» WHAT TO PRODUCE
Locate all lines in the data below that hold "this" and show them.
--- start DATASET EXCERPTS ---
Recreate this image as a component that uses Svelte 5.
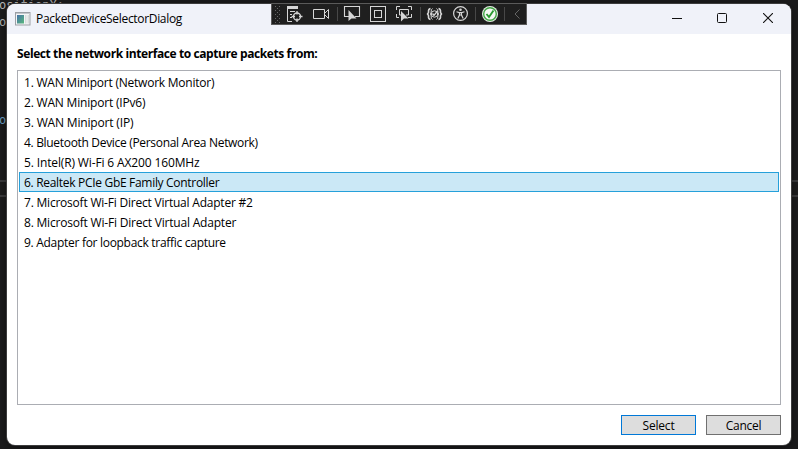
<script>
  const devices = [
    { name: 'WAN Miniport (Network Monitor)', width: 190.3 },
    { name: 'WAN Miniport (IPv6)', width: 121.3 },
    { name: 'WAN Miniport (IP)', width: 109.3 },
    { name: 'Bluetooth Device (Personal Area Network)', width: 233.8 },
    { name: 'Intel(R) Wi-Fi 6 AX200 160MHz', width: 175.5 },
    { name: 'Realtek PCIe GbE Family Controller', width: 195.3 },
    { name: 'Microsoft Wi-Fi Direct Virtual Adapter #2', width: 228.7 },
    { name: 'Microsoft Wi-Fi Direct Virtual Adapter', width: 212.2 },
    { name: 'Adapter for loopback traffic capture', width: 201.8 }
  ];
  let selected = $state(5);

  // Tracks a label's letters so that it fills the given width.
  function fit(node, width) {
    const natural = node.getBoundingClientRect().width;
    node.style.letterSpacing = `${(width - natural) / node.textContent.length}px`;
  }
</script>

<div class="desktop">
  <div class="code top">ositionX:</div>
  <div class="code second">os</div>
  <div class="code third">os</div>
  <div class="rules"></div>

  <section class="dialog">
    <header>
      <svg class="appicon" width="16" height="14" viewBox="0 0 16 14">
        <defs>
          <linearGradient id="pane" x1="0" y1="0" x2="1" y2="1">
            <stop offset="0" stop-color="#4672a8" />
            <stop offset="1" stop-color="#58b87c" />
          </linearGradient>
        </defs>
        <rect x=".5" y=".5" width="14.5" height="12.5" fill="#f4f5f6" stroke="#9b9fa5" />
        <path d="M1 1.5H15" stroke="#c3c7cc" />
        <rect x="2" y="3" width="7" height="8.5" fill="url(#pane)" />
        <path d="M10 3h1.5v8.5H10zM12.5 3H14v8.5h-1.5z" fill="#d8dcdc" />
      </svg>
      <h1><span use:fit={146}>PacketDeviceSelectorDialog</span></h1>
      <div class="controls">
        <svg width="10" height="10" viewBox="0 0 10 10"><path d="M0 5.5H10" stroke="#111" /></svg>
        <svg width="10" height="10" viewBox="0 0 10 10"><rect x=".5" y=".5" width="9" height="9" rx="1" fill="none" stroke="#111" /></svg>
        <svg class="close" width="10" height="10" viewBox="0 0 10 10"><path d="M0 0L10 10M10 0L0 10" stroke="#111" stroke-width="1.1" /></svg>
      </div>
    </header>
    <main>
      <p class="prompt"><span use:fit={300.3}>Select the network interface to capture packets from:</span></p>
      <ul>
        {#each devices as device, i}
          <li class:selected={i === selected}>
            <button class="row" onclick={() => (selected = i)}><span use:fit={device.width}>{i + 1}. {device.name}</span></button>
          </li>
        {/each}
      </ul>
      <footer>
        <button class="action primary"><span use:fit={32}>Select</span></button>
        <button class="action"><span use:fit={35.5}>Cancel</span></button>
      </footer>
    </main>
  </section>

  <div class="toolbar">
    <svg width="256" height="22" viewBox="0 0 256 22" fill="none" stroke="#d6d6d6">
      <g stroke="#666" stroke-dasharray="1 3">
        <path d="M4.5 3V20M8.5 3V20" />
        <path d="M6.5 5V20" />
      </g>
      <!-- live visual tree -->
      <path d="M16 4.5H27" stroke-width="3" />
      <path d="M16.5 4V18.5H21M19 8.5H24M19 11.5H21M19 14.5H21" />
      <circle cx="26" cy="13.5" r="3.5" stroke-width="1.3" />
      <path d="M26 8v3.500M26 15.500v3.500M20.500 13.500h3.500M28 13.500h3.500" stroke-width="1.3" />
      <!-- camera -->
      <path d="M42.500 6.500H53.500V15.500H42.500ZM54 10L57.500 6.500V15.500L54 12" />
      <path d="M66.500 4V18" stroke="#484848" />
      <!-- select element -->
      <path d="M79 13.500H73.500V3.500H88.500V13.500H84" stroke-width="1.1" />
      <path d="M77.500 7V18L80.500 15.500L85.500 15.400Z" fill="#d6d6d6" stroke="none" />
      <!-- layout adorners -->
      <rect x="99.500" y="3.500" width="15" height="15" />
      <rect x="103.500" y="7.500" width="7" height="7" />
      <!-- track focus -->
      <path d="M125.500 7V3.500H129M137 3.500H140.500V7M140.500 11V14.500H137M128 14.500H125.500V11" />
      <path d="M130 12H128.500V6.500H137.500V12H135" />
      <path d="M130 8V18.500L133 15.500H137.500Z" fill="#d6d6d6" stroke="none" />
      <path d="M149.500 4V18M204.500 4V18M233.500 4V18" stroke="#484848" />
      <!-- binding failures -->
      <path d="M159.500 5.500Q157 6 157.500 9.500L156.500 11L157.500 12.500Q157 16 159.500 16.500M167.500 5.500Q170 6 169.500 9.500L170.500 11L169.500 12.500Q170 16 167.500 16.500" stroke-width="1.500" />
      <path d="M161.500 5.500Q160 6 160 9.500L159.500 11L160 12.500Q160 16 161.500 16.500M165.500 5.500Q167 6 167 9.500L167.500 11L167 12.500Q167 16 165.500 16.500" />
      <circle cx="163.500" cy="11" r="3.200" />
      <path d="M161.500 10.500L163 12.500L166.500 8" stroke-width="1.300" />
      <!-- accessibility -->
      <circle cx="189.500" cy="10.500" r="6.900" stroke-width="1.200" />
      <circle cx="189.500" cy="6.800" r="1.300" fill="#d6d6d6" stroke="none" />
      <path d="M185.500 8.800L188.500 9.700V12L186.800 15.500M193.500 8.800L190.500 9.700V12L192.200 15.500M188.500 9.700H190.500M188.500 12H190.500" stroke-width="1.200" />
      <!-- hot reload -->
      <circle cx="219" cy="11" r="8" fill="#e4eee3" stroke="none" />
      <circle cx="219" cy="11" r="6.300" fill="#f4f8f3" stroke="#43a447" stroke-width="1.400" />
      <path d="M215.500 11L218 14L222.500 7.500" stroke="#299b30" stroke-width="1.900" />
      <path d="M248.500 6.500L244 11L248.500 15.500" stroke="#666" />
    </svg>
  </div>
</div>

<style>
  :global(body) { margin: 0; overflow: hidden; }
  .desktop {
    position: relative;
    width: 798px;
    height: 449px;
    box-sizing: border-box;
    padding: 4px 7px;
    overflow: hidden;
    background: #1b1b1c;
    font: 12px/16px "Open Sans", "Noto Sans", sans-serif;
    color: #000;
  }
  .code {
    position: absolute;
    left: -1px;
    font: 12px/14px "DejaVu Sans Mono", monospace;
    color: #b4b4b4;
  }
  .top { top: -2px; }
  .second { top: 15px; }
  .third { top: 113px; color: #6d9fc4; }
  .rules {
    position: absolute;
    left: 0;
    top: 180px;
    width: 798px;
    height: 13px;
    border-top: 2px solid #39393b;
    border-bottom: 2px solid #39393b;
  }
  .dialog {
    position: relative;
    display: flex;
    flex-direction: column;
    width: 784px;
    height: 441px;
    border-radius: 8px;
    background: #fff;
    box-shadow: 0 0 0 1px #3c3c3d, 0 2px 8px #0008;
    overflow: hidden;
  }
  header {
    display: flex;
    align-items: center;
    height: 30px;
    flex: none;
    padding: 0 18px 0 8px;
    background: #f0f2f9;
  }
  h1 { margin: 0 0 0 5px; font-size: 12px; font-weight: 400; line-height: 16px; }
  span { display: inline-block; white-space: pre; }
  .controls { display: flex; gap: 35px; margin-left: auto; padding-bottom: 2px; }
  .controls svg { display: block; }
  .controls .close { margin-left: 1px; }
  main { flex: 1; display: flex; flex-direction: column; padding: 12px 10px 10px; }
  .prompt { margin: 0; height: 24px; line-height: 16px; font-weight: 700; }
  ul {
    height: 335px;
    box-sizing: border-box;
    margin: 0;
    padding: 1px;
    border: 1px solid #abadb3;
    list-style: none;
  }
  li { box-sizing: border-box; height: 20px; border: 1px solid transparent; }
  li.selected { background: #cbe8f6; border-color: #26a0da; }
  .row {
    display: block;
    width: 100%;
    height: 18px;
    padding: 1px 4px 0;
    border: 0;
    background: none;
    font: inherit;
    line-height: 18px;
    color: inherit;
    text-align: left;
  }
  footer { display: flex; justify-content: flex-end; gap: 10px; margin-top: 10px; }
  .action {
    width: 75px;
    height: 20px;
    box-sizing: border-box;
    padding: 2px 0 0;
    border: 1px solid #707070;
    background: #ddd;
    font: inherit;
    line-height: 16px;
    color: inherit;
  }
  .primary { border-color: #0078d7; }
  .toolbar {
    position: absolute;
    left: 271px;
    top: 3px;
    width: 256px;
    height: 22px;
    box-sizing: border-box;
    border: 1px solid #5a5a5a;
    background: #1f1f1f;
  }
  .toolbar svg { display: block; margin: -1px; }
</style>
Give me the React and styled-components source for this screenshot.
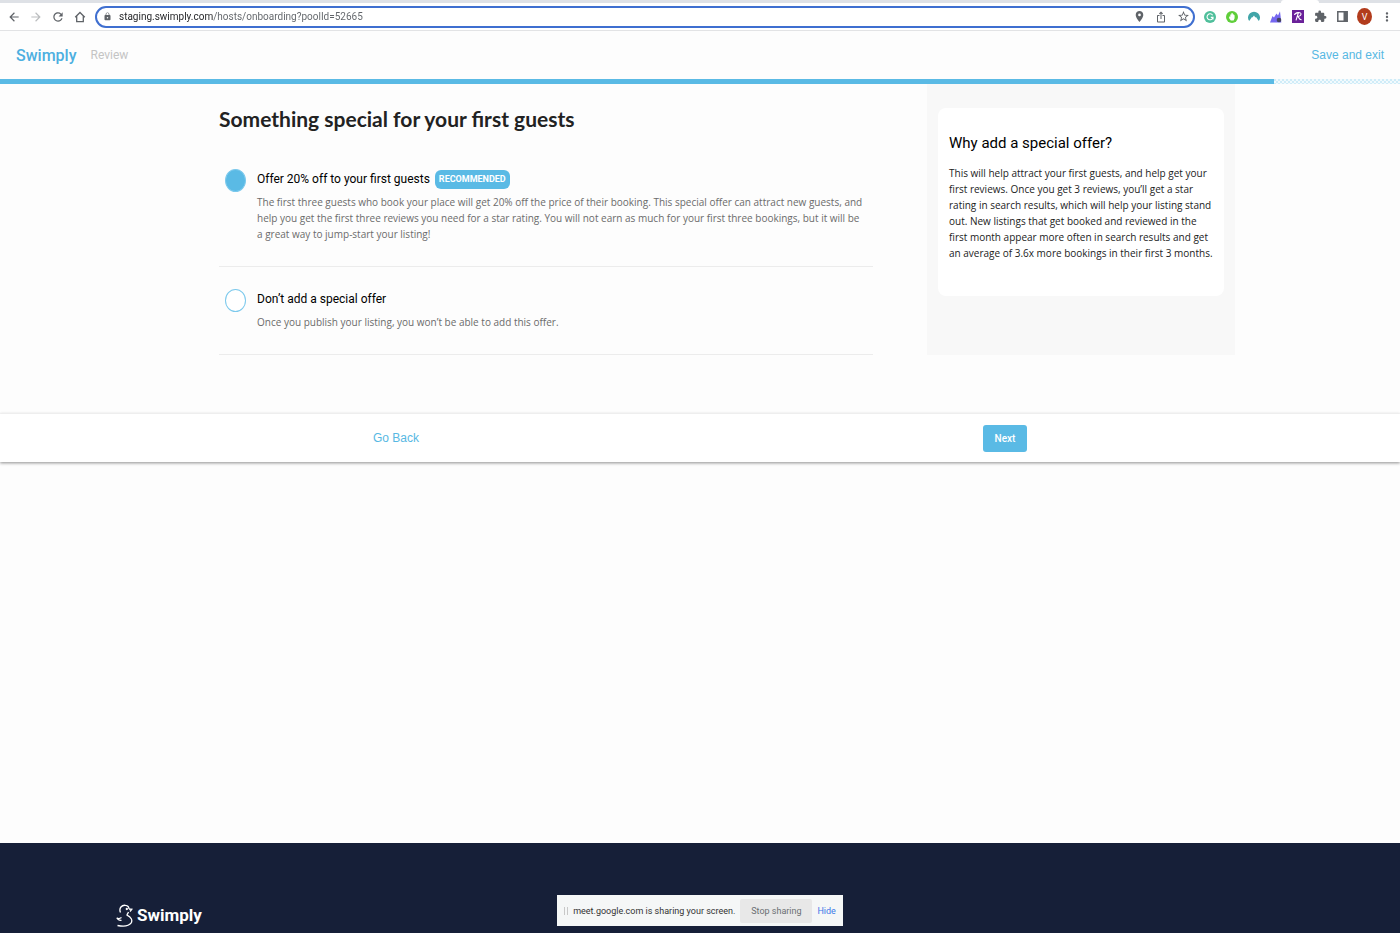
--- end DATASET EXCERPTS ---
» SOLUTION
Recreate this image as a component that uses Svelte 5.
Give me the React and styled-components source for this screenshot.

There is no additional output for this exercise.